Hi~ I'm currently using 10x cellranger to analyse single cell RNA-seq data. According to their algorithm, reads mapping confidently to more than one exons will be discarded. However, there are paralogous genes in the genome that are largely identical and all the reads for such genes are discarded. Therefore, I was wondering if there is a way to change the algorithm to count the first (or a random) confident alignment. Unfortunately, I wasn't able to locate the file containing the algorithm. Any hints would be appreciated. Thanks every one!
There's another option now, if you do not want to use pseudo-alignment algorithms used by
salmon
/alevin
andkallisto
. STAR has a workflow namesSTARsolo
that allows you to get results that correlate withcellRanger
very well, but correctly account for multimappers.Is there any documentation available what STARsolo does with multimappers? The manual does not seem to mention it specifically towards STARsolo.
As far as I am aware, neither Cell Ranger, nor STARSolo "handle" gene ambiguous reads. Such reads are discarded by those pipelines, as the UMI resolution algorithm assumes related UMIs --- UMIs that will be deduplicated --- align to the same gene.
Ok, perhaps I am confused - is STARsolo and STARsolo-Quant the same thing?

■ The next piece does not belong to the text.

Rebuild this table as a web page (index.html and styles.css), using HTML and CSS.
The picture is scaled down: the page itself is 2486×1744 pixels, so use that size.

I've looked through this presentation and it describes what sounds like a typical EM-based approach that can account for multimappers, similar to what rsem/kallisto/salmon are using:
https://f1000research.com/slides/8-1897
STARsolo is not STARsolo-Quant. STARsolo is the single-cell mode of STAR that is actively developed, maintained, and improved. It is usable today as a (much more efficient) and near drop-in replacement of Cell Ranger. It uses a UMI resolution algorithm specifically designed to be very similar to the one used in Cell Ranger. STARsolo-Quant, on the other hand, is a protocol discussed in the slides you link and about which there was a talk at Genome Informatics in 2019. It was / is a research project, but I don't know of any official documentation on how to run or use the protocol. Also, it works differently than STARsolo itself (or alevin, Cell Ranger, or kallisto), in that all available documentation suggests that it performs multimapping resolution (a) at the transcript-level and (b) only at the cluster level. On the other hand, alevin performs gene-level multi-mapping resolution, but does so at the cell-level. The other methods (including STARsolo), discard gene multi-mapping UMIs at the cell level, and so they are not considered in the gene x cell count matrix that results as output of those tools.
Thank you, this is very helpful.